Exercise task →
Print all of the data exactly as written.

※ ※ ※

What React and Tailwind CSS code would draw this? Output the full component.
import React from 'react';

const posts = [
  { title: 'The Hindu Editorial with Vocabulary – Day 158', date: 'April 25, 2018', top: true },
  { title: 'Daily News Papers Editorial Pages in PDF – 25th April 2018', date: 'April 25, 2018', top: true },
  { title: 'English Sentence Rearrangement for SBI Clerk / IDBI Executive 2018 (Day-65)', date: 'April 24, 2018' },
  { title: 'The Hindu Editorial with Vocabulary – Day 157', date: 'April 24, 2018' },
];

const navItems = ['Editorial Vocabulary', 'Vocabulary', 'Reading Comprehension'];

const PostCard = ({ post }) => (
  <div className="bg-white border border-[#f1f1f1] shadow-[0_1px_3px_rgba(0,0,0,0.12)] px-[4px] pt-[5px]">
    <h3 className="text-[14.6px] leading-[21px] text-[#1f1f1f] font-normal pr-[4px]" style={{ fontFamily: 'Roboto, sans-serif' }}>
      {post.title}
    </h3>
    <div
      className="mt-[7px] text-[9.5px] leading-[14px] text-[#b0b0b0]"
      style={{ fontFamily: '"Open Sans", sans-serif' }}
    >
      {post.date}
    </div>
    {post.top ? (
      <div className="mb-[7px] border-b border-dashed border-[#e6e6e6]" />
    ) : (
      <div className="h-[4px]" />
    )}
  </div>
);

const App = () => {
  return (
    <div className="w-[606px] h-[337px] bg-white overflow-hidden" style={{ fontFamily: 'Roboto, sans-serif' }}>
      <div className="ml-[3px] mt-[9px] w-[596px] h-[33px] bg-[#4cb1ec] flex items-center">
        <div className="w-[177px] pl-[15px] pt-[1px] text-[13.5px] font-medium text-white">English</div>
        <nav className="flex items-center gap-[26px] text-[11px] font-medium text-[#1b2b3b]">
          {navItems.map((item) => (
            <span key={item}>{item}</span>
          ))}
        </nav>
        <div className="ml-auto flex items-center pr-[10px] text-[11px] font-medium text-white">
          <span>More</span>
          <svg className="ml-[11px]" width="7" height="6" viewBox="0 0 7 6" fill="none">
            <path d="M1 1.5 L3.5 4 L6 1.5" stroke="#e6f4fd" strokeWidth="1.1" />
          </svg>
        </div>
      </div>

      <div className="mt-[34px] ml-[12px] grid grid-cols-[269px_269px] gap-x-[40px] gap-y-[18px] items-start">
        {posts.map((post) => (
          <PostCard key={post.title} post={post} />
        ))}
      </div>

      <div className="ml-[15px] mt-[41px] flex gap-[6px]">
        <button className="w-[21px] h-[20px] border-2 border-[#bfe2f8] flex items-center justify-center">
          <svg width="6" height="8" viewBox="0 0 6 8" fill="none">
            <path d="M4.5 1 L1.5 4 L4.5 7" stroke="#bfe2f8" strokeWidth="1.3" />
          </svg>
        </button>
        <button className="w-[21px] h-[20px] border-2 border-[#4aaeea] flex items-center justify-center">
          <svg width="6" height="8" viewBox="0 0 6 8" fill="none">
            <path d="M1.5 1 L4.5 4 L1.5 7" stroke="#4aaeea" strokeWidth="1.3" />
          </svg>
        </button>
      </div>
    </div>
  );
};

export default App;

※ ※ ※

Output of the exercise →
What React and Tailwind CSS code would draw this? Output the full component.
import React from 'react';

const posts = [
  { title: 'The Hindu Editorial with Vocabulary – Day 158', date: 'April 25, 2018', top: true },
  { title: 'Daily News Papers Editorial Pages in PDF – 25th April 2018', date: 'April 25, 2018', top: true },
  { title: 'English Sentence Rearrangement for SBI Clerk / IDBI Executive 2018 (Day-65)', date: 'April 24, 2018' },
  { title: 'The Hindu Editorial with Vocabulary – Day 157', date: 'April 24, 2018' },
];

const navItems = ['Editorial Vocabulary', 'Vocabulary', 'Reading Comprehension'];

const PostCard = ({ post }) => (
  <div className="bg-white border border-[#f1f1f1] shadow-[0_1px_3px_rgba(0,0,0,0.12)] px-[4px] pt-[5px]">
    <h3 className="text-[14.6px] leading-[21px] text-[#1f1f1f] font-normal pr-[4px]" style={{ fontFamily: 'Roboto, sans-serif' }}>
      {post.title}
    </h3>
    <div
      className="mt-[7px] text-[9.5px] leading-[14px] text-[#b0b0b0]"
      style={{ fontFamily: '"Open Sans", sans-serif' }}
    >
      {post.date}
    </div>
    {post.top ? (
      <div className="mb-[7px] border-b border-dashed border-[#e6e6e6]" />
    ) : (
      <div className="h-[4px]" />
    )}
  </div>
);

const App = () => {
  return (
    <div className="w-[606px] h-[337px] bg-white overflow-hidden" style={{ fontFamily: 'Roboto, sans-serif' }}>
      <div className="ml-[3px] mt-[9px] w-[596px] h-[33px] bg-[#4cb1ec] flex items-center">
        <div className="w-[177px] pl-[15px] pt-[1px] text-[13.5px] font-medium text-white">English</div>
        <nav className="flex items-center gap-[26px] text-[11px] font-medium text-[#1b2b3b]">
          {navItems.map((item) => (
            <span key={item}>{item}</span>
          ))}
        </nav>
        <div className="ml-auto flex items-center pr-[10px] text-[11px] font-medium text-white">
          <span>More</span>
          <svg className="ml-[11px]" width="7" height="6" viewBox="0 0 7 6" fill="none">
            <path d="M1 1.5 L3.5 4 L6 1.5" stroke="#e6f4fd" strokeWidth="1.1" />
          </svg>
        </div>
      </div>

      <div className="mt-[34px] ml-[12px] grid grid-cols-[269px_269px] gap-x-[40px] gap-y-[18px] items-start">
        {posts.map((post) => (
          <PostCard key={post.title} post={post} />
        ))}
      </div>

      <div className="ml-[15px] mt-[41px] flex gap-[6px]">
        <button className="w-[21px] h-[20px] border-2 border-[#bfe2f8] flex items-center justify-center">
          <svg width="6" height="8" viewBox="0 0 6 8" fill="none">
            <path d="M4.5 1 L1.5 4 L4.5 7" stroke="#bfe2f8" strokeWidth="1.3" />
          </svg>
        </button>
        <button className="w-[21px] h-[20px] border-2 border-[#4aaeea] flex items-center justify-center">
          <svg width="6" height="8" viewBox="0 0 6 8" fill="none">
            <path d="M1.5 1 L4.5 4 L1.5 7" stroke="#4aaeea" strokeWidth="1.3" />
          </svg>
        </button>
      </div>
    </div>
  );
};

export default App;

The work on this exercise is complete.